O melhor programa de jornalismo na tevê que vi este ano foi um da BBC que relatou, em duas partes, a ascensão da China e a decadência do Ocidente.
É uma pena que a televisão brasileira seja incapaz de fazer coisas do gênero.
Um jornalista da BBC foi a várias partes do mundo para fazer o documento. O primeiro destino foi, claro, a China. Ele ressaltou a importância – já familiar aos leitores do Diário – do líder Deng Xiaoping na ascensão chinesa. Em 1979, Deng abriu a economia do país, então quase completamente estatizada. Os chineses puderam montar negócios.
Dez anos depois, os movimentos de protesto mostraram a Deng que o processo de abertura tinha que ser não abortado – mas acelerado. Foi quando ele fez uma histórica viagem pelo país para pregar aos chineses que pensassem diferente, que ousassem, que buscassem idéias novas.
Um empresário chinês ouvido pela BBC se definiu como filho da peregrinação de Deng. “Eu ouvi e acreditei”, disse. Ele tinha, na ocasião, cerca de 20 anos. Era exatamente o público que Deng queria atingir, jovens dispostos a experimentar.

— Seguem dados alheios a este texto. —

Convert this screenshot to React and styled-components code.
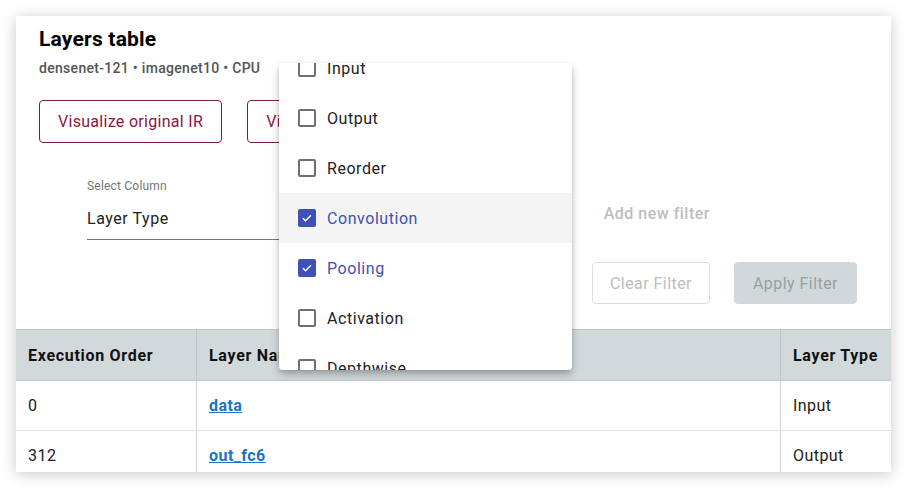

Base sólida já havia. O confucionismo — a doutrina de Confúcio, filósofo de 2500 anos atrás, baseada na educação para os moços, lealdade para os amigos e cuidados para os velhos – é um traço chinês que confere ao país uma grande vantagem competitiva sobre o resto do mundo.

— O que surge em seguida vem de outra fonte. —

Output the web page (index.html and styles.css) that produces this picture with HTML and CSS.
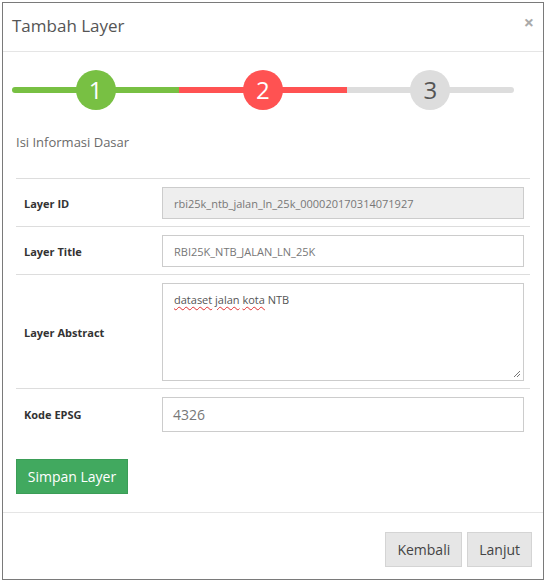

E então a China começou a decolar.
Enquanto isso, o Ocidente, liderado pelos Estados Unidos, fazia o caminho inverso. Foi se desindustrializando. As indústrias ocidentais foram se mudando para países como a China e a Índia. Os bancos adquiriram uma importância desmedida – e perigosíssima. A sociedade foi estimulada a consumir, consumir e ainda consumir, com base em créditos que os bancos concediam com rigor zero.
Os executivos financeiros passaram a ganhar fortunas em bônus, mas os alicerces dos bancos foram se tornando mais e mais vulneráveis. Controles virtualmente já não havia: a palavra de ordem era desregulamentar a economia. Ronald Reagan, nos Estados Unidos, e Margaret Thatcher, na Inglaterra, comandaram um processo de desregulamentação que rapidamente se globalizou. Era chique desregulamentar nos anos 1980.
E então, num determinado momento da década de 2000, o dique se rompeu. Os créditos imobiliários americanos estavam podres. As pessoas para as quais foram empurrados irresponsavelmente créditos para comprar casas começaram a ter dificuldade em pagar suas obrigações financeiras. Foi um dominó que vergou muitos dos maiores bancos ocidentais – socorridos com dinheiro do contribuinte. As grandes economias do Ocidente até aqui não se recuperaram – e andaram para trás enquanto a China corria para a frente. (Em menor medida, também o Brasil e a Índia avançaram.)
Um momento particularmente revelador do programa da BBC é quando o repórter entrevista na rua aleatoriamente chineses e depois inglesas. A pergunta é a mesma: “Quanto do seu salário você economiza?” Os chineses respondem com porcentagens que vão de 30% a 50%. Querem garantir a educação dos filhos e uma boa situação na aposentadoria. Os ingleses respondem em geral com um zero. Não apenas não guardam nada como, por causa do crédito fácil, carregam dívidas que tornam ameaçador seu futuro.
Tudo isso tinha que dar no que deu. O Ocidente de joelhos e uma potência a caminho da liderança mundial, a China de um certo Deng Xiaoping que pregou a seus concidadãos a única receita conhecida de sucesso: pensar diferente.